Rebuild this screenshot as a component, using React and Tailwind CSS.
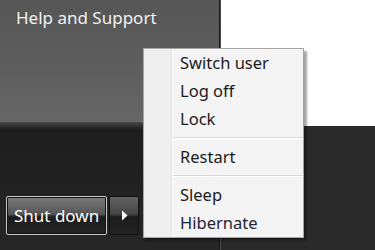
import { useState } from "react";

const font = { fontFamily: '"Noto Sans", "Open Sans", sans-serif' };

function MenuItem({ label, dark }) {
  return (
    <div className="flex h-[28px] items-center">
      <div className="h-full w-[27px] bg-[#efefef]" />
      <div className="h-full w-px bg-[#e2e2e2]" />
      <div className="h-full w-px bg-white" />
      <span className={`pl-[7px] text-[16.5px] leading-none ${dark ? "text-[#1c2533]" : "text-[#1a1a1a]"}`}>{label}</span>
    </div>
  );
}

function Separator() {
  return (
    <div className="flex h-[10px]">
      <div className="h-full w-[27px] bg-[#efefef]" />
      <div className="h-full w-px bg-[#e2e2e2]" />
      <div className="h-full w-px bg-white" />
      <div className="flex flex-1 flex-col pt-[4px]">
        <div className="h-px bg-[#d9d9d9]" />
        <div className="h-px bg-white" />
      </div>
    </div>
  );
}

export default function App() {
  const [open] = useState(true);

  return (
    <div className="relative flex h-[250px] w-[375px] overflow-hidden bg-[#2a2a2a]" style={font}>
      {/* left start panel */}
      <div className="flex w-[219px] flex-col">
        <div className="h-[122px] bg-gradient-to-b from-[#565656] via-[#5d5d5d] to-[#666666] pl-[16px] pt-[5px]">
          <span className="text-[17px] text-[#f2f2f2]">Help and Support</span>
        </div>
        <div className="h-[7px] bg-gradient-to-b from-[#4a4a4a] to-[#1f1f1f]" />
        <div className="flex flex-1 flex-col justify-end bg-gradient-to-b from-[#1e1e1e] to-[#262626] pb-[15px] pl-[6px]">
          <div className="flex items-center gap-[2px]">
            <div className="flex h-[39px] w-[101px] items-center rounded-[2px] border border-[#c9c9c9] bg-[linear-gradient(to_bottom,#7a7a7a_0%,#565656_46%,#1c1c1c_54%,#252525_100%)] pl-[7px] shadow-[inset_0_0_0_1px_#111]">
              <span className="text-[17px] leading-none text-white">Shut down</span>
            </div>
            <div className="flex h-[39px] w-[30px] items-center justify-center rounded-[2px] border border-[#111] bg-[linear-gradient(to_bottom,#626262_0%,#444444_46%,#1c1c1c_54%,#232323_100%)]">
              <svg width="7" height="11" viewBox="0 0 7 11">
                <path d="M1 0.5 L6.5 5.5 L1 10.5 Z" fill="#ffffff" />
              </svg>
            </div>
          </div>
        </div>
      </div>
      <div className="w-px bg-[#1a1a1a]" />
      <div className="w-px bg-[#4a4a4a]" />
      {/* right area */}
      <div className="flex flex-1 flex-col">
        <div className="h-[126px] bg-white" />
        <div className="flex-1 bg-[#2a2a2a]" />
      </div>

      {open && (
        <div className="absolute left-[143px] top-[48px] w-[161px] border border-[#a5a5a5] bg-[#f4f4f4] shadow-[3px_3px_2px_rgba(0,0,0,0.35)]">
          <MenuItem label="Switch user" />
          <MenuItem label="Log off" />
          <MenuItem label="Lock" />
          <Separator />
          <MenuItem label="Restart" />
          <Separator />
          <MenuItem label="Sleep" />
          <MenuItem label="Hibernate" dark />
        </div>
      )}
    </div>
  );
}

_ _ _ _ _ _ _

**AIM OF THE TASK**
Copy the data exactly. Any picture it contains is to be omitted.

**IN RESPONSE**
Rebuild this screenshot as a component, using React and Tailwind CSS.
import { useState } from "react";

const font = { fontFamily: '"Noto Sans", "Open Sans", sans-serif' };

function MenuItem({ label, dark }) {
  return (
    <div className="flex h-[28px] items-center">
      <div className="h-full w-[27px] bg-[#efefef]" />
      <div className="h-full w-px bg-[#e2e2e2]" />
      <div className="h-full w-px bg-white" />
      <span className={`pl-[7px] text-[16.5px] leading-none ${dark ? "text-[#1c2533]" : "text-[#1a1a1a]"}`}>{label}</span>
    </div>
  );
}

function Separator() {
  return (
    <div className="flex h-[10px]">
      <div className="h-full w-[27px] bg-[#efefef]" />
      <div className="h-full w-px bg-[#e2e2e2]" />
      <div className="h-full w-px bg-white" />
      <div className="flex flex-1 flex-col pt-[4px]">
        <div className="h-px bg-[#d9d9d9]" />
        <div className="h-px bg-white" />
      </div>
    </div>
  );
}

export default function App() {
  const [open] = useState(true);

  return (
    <div className="relative flex h-[250px] w-[375px] overflow-hidden bg-[#2a2a2a]" style={font}>
      {/* left start panel */}
      <div className="flex w-[219px] flex-col">
        <div className="h-[122px] bg-gradient-to-b from-[#565656] via-[#5d5d5d] to-[#666666] pl-[16px] pt-[5px]">
          <span className="text-[17px] text-[#f2f2f2]">Help and Support</span>
        </div>
        <div className="h-[7px] bg-gradient-to-b from-[#4a4a4a] to-[#1f1f1f]" />
        <div className="flex flex-1 flex-col justify-end bg-gradient-to-b from-[#1e1e1e] to-[#262626] pb-[15px] pl-[6px]">
          <div className="flex items-center gap-[2px]">
            <div className="flex h-[39px] w-[101px] items-center rounded-[2px] border border-[#c9c9c9] bg-[linear-gradient(to_bottom,#7a7a7a_0%,#565656_46%,#1c1c1c_54%,#252525_100%)] pl-[7px] shadow-[inset_0_0_0_1px_#111]">
              <span className="text-[17px] leading-none text-white">Shut down</span>
            </div>
            <div className="flex h-[39px] w-[30px] items-center justify-center rounded-[2px] border border-[#111] bg-[linear-gradient(to_bottom,#626262_0%,#444444_46%,#1c1c1c_54%,#232323_100%)]">
              <svg width="7" height="11" viewBox="0 0 7 11">
                <path d="M1 0.5 L6.5 5.5 L1 10.5 Z" fill="#ffffff" />
              </svg>
            </div>
          </div>
        </div>
      </div>
      <div className="w-px bg-[#1a1a1a]" />
      <div className="w-px bg-[#4a4a4a]" />
      {/* right area */}
      <div className="flex flex-1 flex-col">
        <div className="h-[126px] bg-white" />
        <div className="flex-1 bg-[#2a2a2a]" />
      </div>

      {open && (
        <div className="absolute left-[143px] top-[48px] w-[161px] border border-[#a5a5a5] bg-[#f4f4f4] shadow-[3px_3px_2px_rgba(0,0,0,0.35)]">
          <MenuItem label="Switch user" />
          <MenuItem label="Log off" />
          <MenuItem label="Lock" />
          <Separator />
          <MenuItem label="Restart" />
          <Separator />
          <MenuItem label="Sleep" />
          <MenuItem label="Hibernate" dark />
        </div>
      )}
    </div>
  );
}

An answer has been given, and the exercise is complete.